Hal ini tergambar dalam hadits yang diriwayatkan sahabat Abu Hurairah dari Rasulullah SAW:
عَنْ أَبِي هُرَيْرَةَ قَالَ: قَالَ رَسُولُ اللَّهِ صَلَّى اللَّهُ عَلَيْهِ وَسَلَّمَ: “رَحِمَ اللَّهُ رَجُرَجُلًا قَامَ مِنَ اللَّيْلِ فَصَلَّى وَأَيْقَظَ امْرَأَتَهُ، فَإِنْ أَبَتْ نَضَحَ فِي وَجْهِهَا الْمَاءَ، رَحِمَ اللَّهُ امْرَأَةً قَامَتْ مِنَ اللَّيْلِ فَصَلَّتْ وَأَيْقَظَتْ زَوْجَهَا، فَإِنْ أَبَى نَضَحَتْ فِي وَجْهِهِ الْمَاءَ”
“Allah memberi rahmat (senang) kepada seorang suami yang bangun malam kemudian shalat (tahajud ) dan membangunkan istrinya. Jika istrinya enggan, dia mencipratkan air ke wajahnya. Begitu juga Allah senang kepada istri yang bangun malam kemudian shalat (tahajud ) dan membangunkan suaminya. Jika suaminya enggan, dia mencipratkan air ke wajahnya.” (HR Abu Dawud no 1308)
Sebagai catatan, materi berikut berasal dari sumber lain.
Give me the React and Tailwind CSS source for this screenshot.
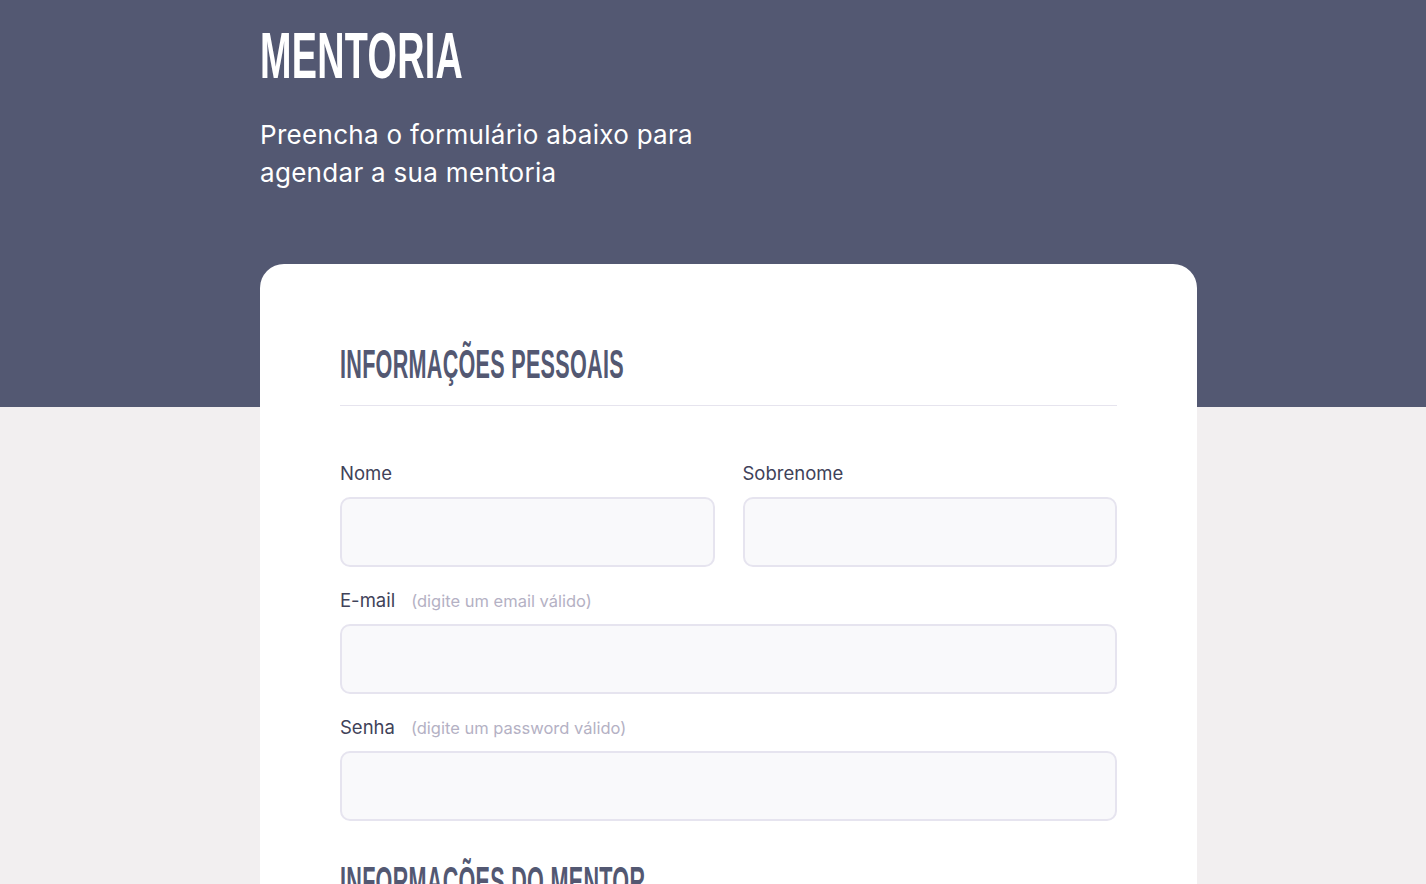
export default function App() {
  const heading = { fontFamily: '"Liberation Sans", Arial, sans-serif' };
  const body = { fontFamily: 'Inter, "Noto Sans", sans-serif' };

  return (
    <div className="min-h-screen bg-[#f2eff0]" style={body}>
      {/* topo */}
      <div className="bg-[#535872] h-[407px]">
        <div className="pl-[260px] pt-[24px]">
          <h1
            className="text-white font-bold text-[64px] leading-none uppercase origin-left scale-x-[0.59] tracking-[0.5px]"
            style={heading}
          >
            Mentoria
          </h1>
          <p className="mt-[28px] text-white text-[26px] leading-[38px] tracking-[0.3px] w-[470px]">
            Preencha o formulário abaixo para agendar a sua mentoria
          </p>
        </div>
      </div>

      {/* card */}
      <div className="pl-[260px] -mt-[143px]">
        <div className="w-[937px] bg-white rounded-[24px] px-[80px] pt-[80px] pb-[80px]">
          <h2
            className="text-[#535872] font-bold text-[40px] leading-none uppercase origin-left scale-x-[0.54] tracking-[0.5px]"
            style={heading}
          >
            Informações pessoais
          </h2>
          <div className="mt-[21px] h-px bg-[#e6e4ee]" />

          <div className="mt-[56px] grid grid-cols-2 gap-x-[28px]">
            <Field label="Nome" />
            <Field label="Sobrenome" />
          </div>
          <div className="mt-[22px]">
            <Field label="E-mail" hint="(digite um email válido)" />
          </div>
          <div className="mt-[22px]">
            <Field label="Senha" hint="(digite um password válido)" />
          </div>

          <h2
            className="mt-[40px] text-[#535872] font-bold text-[40px] leading-none uppercase origin-left scale-x-[0.54] tracking-[0.5px]"
            style={heading}
          >
            Informações do mentor
          </h2>
          <div className="mt-[21px] h-px bg-[#e6e4ee]" />
          <div className="h-[200px]" />
        </div>
      </div>
    </div>
  );
}

function Field({ label, hint }) {
  return (
    <div>
      <div className="h-[24px] flex items-center gap-[16px]">
        <span className="text-[18.5px] text-[#3f4259]">{label}</span>
        {hint && <span className="text-[16.5px] text-[#b4b1c4]">{hint}</span>}
      </div>
      <input
        type="text"
        className="mt-[11px] w-full h-[70px] rounded-[10px] border-2 border-[#e6e4ef] bg-[#f9f9fb] outline-none px-4"
      />
    </div>
  );
}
Abu Hurairah yang mendengar hadits ini langsung dari Nabi Muhammad SAW mempraktikkan hadits ini sebagaimana yang diriwayatkan Abu ‘Utsman al-Hindi:
عَنْ أَبِي عُثْمَانَ قَالَ تَضَيَّفْتُ أَبَا هُرَيْرَةَ سَبْعًا فَكَانَ هُوَ وَامْرَأَتُهُ وَخَادِمُهُ يَعْتَقِبُونَ اللَّيْلَ أَثْلَاثًا يُصَلِّي هَذَا ثُمَّ يُوقِظُ هَذَا
“Abu ‘Utsman al-Hindi bercerita Ketika bertamu ke rumah Abu Hurairah selama tujuh hari. Dia bersama istri dan pembantunya membagi malam menjadi tiga bagian untuk shalat malam. Salah satu dari mereka shalat di sepertiga awal, kemudian membangunkan yang kedua untuk shalat di sepertiga kedua, dan seterusnya sampai sepertiga akhir.” (HR. al-Bukhari no. 5125)
Syekh Muhammad Syamsul Haq Abadi (w. 1329 H.) dalam karyanya ‘Aunul Ma’bud ‘ala Sunan Abi Dawud berkomentar atas hadits tersebut.
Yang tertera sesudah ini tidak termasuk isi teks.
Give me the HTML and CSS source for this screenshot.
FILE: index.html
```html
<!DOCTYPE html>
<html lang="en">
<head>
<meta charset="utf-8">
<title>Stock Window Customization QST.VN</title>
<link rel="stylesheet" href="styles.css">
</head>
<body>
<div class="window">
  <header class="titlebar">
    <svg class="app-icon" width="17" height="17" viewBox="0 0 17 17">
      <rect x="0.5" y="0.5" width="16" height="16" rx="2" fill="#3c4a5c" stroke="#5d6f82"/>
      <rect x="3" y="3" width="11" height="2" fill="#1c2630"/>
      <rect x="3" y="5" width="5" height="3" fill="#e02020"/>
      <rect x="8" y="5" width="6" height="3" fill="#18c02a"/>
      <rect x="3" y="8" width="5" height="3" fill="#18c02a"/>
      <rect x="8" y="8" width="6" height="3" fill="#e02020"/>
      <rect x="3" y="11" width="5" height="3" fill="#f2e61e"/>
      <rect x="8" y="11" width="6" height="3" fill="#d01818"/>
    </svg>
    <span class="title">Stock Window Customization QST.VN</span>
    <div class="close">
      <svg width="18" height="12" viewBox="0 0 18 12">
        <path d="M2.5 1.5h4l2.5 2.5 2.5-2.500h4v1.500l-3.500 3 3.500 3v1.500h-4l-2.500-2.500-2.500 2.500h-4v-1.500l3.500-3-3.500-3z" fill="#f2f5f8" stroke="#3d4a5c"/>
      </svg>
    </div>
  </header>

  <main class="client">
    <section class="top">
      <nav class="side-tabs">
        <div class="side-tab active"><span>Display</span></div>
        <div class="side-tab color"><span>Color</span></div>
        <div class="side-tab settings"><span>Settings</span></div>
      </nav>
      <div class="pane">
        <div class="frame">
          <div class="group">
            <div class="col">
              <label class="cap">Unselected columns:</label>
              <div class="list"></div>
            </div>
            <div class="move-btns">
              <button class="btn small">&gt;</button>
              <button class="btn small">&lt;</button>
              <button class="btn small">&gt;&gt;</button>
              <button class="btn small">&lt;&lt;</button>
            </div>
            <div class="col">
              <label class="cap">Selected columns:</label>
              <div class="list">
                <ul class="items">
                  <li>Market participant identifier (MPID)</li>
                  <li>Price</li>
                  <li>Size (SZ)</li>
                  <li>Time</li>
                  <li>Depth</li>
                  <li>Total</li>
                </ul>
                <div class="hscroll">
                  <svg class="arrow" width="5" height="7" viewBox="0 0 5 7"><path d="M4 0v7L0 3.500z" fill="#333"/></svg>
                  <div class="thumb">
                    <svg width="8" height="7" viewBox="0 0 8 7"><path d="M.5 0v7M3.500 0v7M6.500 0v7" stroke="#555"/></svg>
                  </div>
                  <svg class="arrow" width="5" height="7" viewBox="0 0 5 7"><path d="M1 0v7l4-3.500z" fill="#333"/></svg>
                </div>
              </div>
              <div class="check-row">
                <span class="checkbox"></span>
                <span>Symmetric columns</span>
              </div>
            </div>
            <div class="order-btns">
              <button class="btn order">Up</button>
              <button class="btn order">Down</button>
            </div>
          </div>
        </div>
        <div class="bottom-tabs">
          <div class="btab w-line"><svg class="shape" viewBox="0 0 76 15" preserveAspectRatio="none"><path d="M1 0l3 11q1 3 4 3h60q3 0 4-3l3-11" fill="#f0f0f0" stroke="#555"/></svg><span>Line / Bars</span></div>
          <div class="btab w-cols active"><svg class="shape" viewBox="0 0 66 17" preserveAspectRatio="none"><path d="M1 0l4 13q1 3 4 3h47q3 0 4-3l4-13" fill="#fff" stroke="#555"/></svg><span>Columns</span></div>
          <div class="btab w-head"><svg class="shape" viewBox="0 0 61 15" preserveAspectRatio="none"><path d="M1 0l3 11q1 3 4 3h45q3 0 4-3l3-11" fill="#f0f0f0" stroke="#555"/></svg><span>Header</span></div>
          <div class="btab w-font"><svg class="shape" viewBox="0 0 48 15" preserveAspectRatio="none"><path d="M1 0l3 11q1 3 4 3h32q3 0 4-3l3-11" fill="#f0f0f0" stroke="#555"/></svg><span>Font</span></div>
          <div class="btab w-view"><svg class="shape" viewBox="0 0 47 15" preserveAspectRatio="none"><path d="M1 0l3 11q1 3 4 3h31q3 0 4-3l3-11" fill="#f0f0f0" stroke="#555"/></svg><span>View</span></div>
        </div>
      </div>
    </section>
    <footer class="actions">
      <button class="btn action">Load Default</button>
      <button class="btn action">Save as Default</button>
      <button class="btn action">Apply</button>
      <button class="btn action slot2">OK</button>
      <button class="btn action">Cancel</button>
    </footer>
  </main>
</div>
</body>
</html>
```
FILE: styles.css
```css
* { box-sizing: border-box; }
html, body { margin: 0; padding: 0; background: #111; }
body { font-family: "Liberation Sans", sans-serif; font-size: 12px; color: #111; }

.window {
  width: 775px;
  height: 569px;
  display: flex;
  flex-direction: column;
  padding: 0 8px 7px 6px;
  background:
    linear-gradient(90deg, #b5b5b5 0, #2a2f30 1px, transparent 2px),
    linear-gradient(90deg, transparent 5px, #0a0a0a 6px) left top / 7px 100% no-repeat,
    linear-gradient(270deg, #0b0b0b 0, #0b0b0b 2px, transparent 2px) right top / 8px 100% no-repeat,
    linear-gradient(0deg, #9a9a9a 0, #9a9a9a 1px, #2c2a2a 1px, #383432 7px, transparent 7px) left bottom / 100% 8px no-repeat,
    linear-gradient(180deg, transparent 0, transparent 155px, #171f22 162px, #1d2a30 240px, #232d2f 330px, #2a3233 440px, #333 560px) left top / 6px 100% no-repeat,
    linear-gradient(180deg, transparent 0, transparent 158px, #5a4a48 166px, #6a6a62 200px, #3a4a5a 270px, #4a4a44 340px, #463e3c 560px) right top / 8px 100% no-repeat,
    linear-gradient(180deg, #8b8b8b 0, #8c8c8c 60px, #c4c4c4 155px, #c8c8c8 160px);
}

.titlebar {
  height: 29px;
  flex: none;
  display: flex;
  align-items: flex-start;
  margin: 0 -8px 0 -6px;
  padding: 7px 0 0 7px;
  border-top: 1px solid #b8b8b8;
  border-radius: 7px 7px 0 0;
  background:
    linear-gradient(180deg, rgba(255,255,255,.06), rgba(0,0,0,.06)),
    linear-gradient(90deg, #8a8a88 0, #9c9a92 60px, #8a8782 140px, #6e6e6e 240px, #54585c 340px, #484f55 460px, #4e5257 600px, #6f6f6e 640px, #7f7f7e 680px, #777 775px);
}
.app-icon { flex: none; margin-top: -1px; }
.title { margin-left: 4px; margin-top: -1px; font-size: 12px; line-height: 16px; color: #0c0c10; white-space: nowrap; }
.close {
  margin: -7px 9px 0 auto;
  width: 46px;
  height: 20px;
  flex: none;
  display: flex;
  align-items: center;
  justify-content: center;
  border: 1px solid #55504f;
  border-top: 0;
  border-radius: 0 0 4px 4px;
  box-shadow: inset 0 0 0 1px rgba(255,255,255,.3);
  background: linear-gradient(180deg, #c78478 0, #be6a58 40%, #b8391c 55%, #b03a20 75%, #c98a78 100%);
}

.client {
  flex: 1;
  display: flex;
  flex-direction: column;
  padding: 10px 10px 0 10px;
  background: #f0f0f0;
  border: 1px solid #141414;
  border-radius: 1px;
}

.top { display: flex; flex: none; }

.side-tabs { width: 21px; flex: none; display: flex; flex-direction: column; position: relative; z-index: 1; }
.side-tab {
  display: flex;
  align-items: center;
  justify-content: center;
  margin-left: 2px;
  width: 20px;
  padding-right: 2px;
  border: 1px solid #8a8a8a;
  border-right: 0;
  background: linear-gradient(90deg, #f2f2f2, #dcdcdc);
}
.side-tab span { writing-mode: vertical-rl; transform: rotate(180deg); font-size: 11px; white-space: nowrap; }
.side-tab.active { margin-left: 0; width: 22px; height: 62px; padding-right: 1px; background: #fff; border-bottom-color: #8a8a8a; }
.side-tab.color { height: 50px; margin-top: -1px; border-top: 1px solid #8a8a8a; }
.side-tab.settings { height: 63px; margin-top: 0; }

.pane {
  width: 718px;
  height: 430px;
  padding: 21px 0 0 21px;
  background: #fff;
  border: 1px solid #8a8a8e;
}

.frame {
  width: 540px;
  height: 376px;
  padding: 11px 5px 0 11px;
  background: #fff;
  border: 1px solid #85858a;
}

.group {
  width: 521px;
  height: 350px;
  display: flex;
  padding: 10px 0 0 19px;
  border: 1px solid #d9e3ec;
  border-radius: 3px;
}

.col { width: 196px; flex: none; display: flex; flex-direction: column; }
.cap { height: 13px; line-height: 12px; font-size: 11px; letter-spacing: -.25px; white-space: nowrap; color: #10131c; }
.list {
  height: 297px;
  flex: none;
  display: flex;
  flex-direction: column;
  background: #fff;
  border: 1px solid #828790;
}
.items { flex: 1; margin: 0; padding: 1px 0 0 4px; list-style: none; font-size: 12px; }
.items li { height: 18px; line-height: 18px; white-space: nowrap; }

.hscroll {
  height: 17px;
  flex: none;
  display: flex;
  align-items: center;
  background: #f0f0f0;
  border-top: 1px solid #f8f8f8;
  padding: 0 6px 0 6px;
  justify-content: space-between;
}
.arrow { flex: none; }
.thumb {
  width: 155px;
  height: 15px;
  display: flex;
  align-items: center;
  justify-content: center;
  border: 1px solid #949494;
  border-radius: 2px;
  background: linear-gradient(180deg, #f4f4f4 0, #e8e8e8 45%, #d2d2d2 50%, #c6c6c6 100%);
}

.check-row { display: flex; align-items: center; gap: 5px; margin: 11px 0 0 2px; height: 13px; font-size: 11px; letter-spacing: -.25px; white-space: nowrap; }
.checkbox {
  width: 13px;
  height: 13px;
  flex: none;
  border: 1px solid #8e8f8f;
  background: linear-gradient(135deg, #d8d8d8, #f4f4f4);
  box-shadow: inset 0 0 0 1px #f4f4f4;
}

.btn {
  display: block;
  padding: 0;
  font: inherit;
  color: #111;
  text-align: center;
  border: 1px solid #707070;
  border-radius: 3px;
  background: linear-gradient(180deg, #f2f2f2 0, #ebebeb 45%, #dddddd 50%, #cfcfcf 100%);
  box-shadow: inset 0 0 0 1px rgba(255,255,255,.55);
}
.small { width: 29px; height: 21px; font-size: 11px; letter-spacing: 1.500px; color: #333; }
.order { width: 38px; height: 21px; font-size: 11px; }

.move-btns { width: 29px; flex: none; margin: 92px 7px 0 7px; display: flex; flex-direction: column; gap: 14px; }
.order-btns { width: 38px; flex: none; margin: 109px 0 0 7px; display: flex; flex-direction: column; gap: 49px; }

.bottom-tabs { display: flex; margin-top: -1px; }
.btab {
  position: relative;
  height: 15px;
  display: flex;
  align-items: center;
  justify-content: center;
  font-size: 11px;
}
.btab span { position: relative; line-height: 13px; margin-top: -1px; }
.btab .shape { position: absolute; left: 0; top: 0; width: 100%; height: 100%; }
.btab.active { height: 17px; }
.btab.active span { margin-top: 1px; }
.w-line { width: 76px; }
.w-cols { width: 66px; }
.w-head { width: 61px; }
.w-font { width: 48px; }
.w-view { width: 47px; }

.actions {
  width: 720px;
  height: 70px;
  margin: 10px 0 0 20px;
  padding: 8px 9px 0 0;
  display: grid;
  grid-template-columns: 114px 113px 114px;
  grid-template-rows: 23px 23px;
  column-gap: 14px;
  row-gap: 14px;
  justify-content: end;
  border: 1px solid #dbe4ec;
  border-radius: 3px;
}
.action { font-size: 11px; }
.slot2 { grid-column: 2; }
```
Menurutnya, mencipratkan air ke muka harus dilandasi motif kasih sayang, bukan dari rasa kesal. Kemudian dirinya mengutip pendapat Ibnu Malik yang berpendapat bahwa berdasarkan hadits tersebut, siapa pun (baik laki atau perempuan) dianjurkan untuk memaksa dalam kebaikan.
Hadits di atas juga menunjukkan gambaran ideal bagaimana suami istri saling menyayangi, berkomunikasi dengan baik, dan memiliki pandangan yang sama, bahwa baik suami atau istri memiliki hak yang sama ketika mengingatkan atau memaksa beribadah kepada Allah SWT.
Karenanya, suami hendaknya tidak merasa kesal bila istri menyuruhnya beribadah. Terutama bila istri misalnya memaksa suami agar segera shalat wajib.
Sementara itu, kepada MUIDigital, Selasa (16/5/2023), anggota Komisi Fatwa MUI, KH Dr Fatihunnada, menjelaskan shalat tahajud saja yang hukumnya sunnah, istri boleh mencipratkan air ke muka suami supaya sama-sama shalat tahajud.
“Terlebih bila shalat wajib, tentu istri dianjurkan memaksa suami supaya segera shalat, lebih-lebih bila waktu sudah menunjukkan berakhirnya waktu shalat,” kata dia.
Kiai Fatihunnada yang juga dosen Fakultas Dirasat Islamiyah UIN Syarif Hidayatullah Jakarta ini mengatakan, hal tersebut adalah bentuk kesetaraan pria dan wanita (suami dan istri) di dalam ajaran agama Islam yang memposisikan keduanya sebagai rekan untuk bekerja sama dalam mewujudkan rumah tangga yang baik. Wallahu A’lam. (Ilham Fikri, ed: Nashih).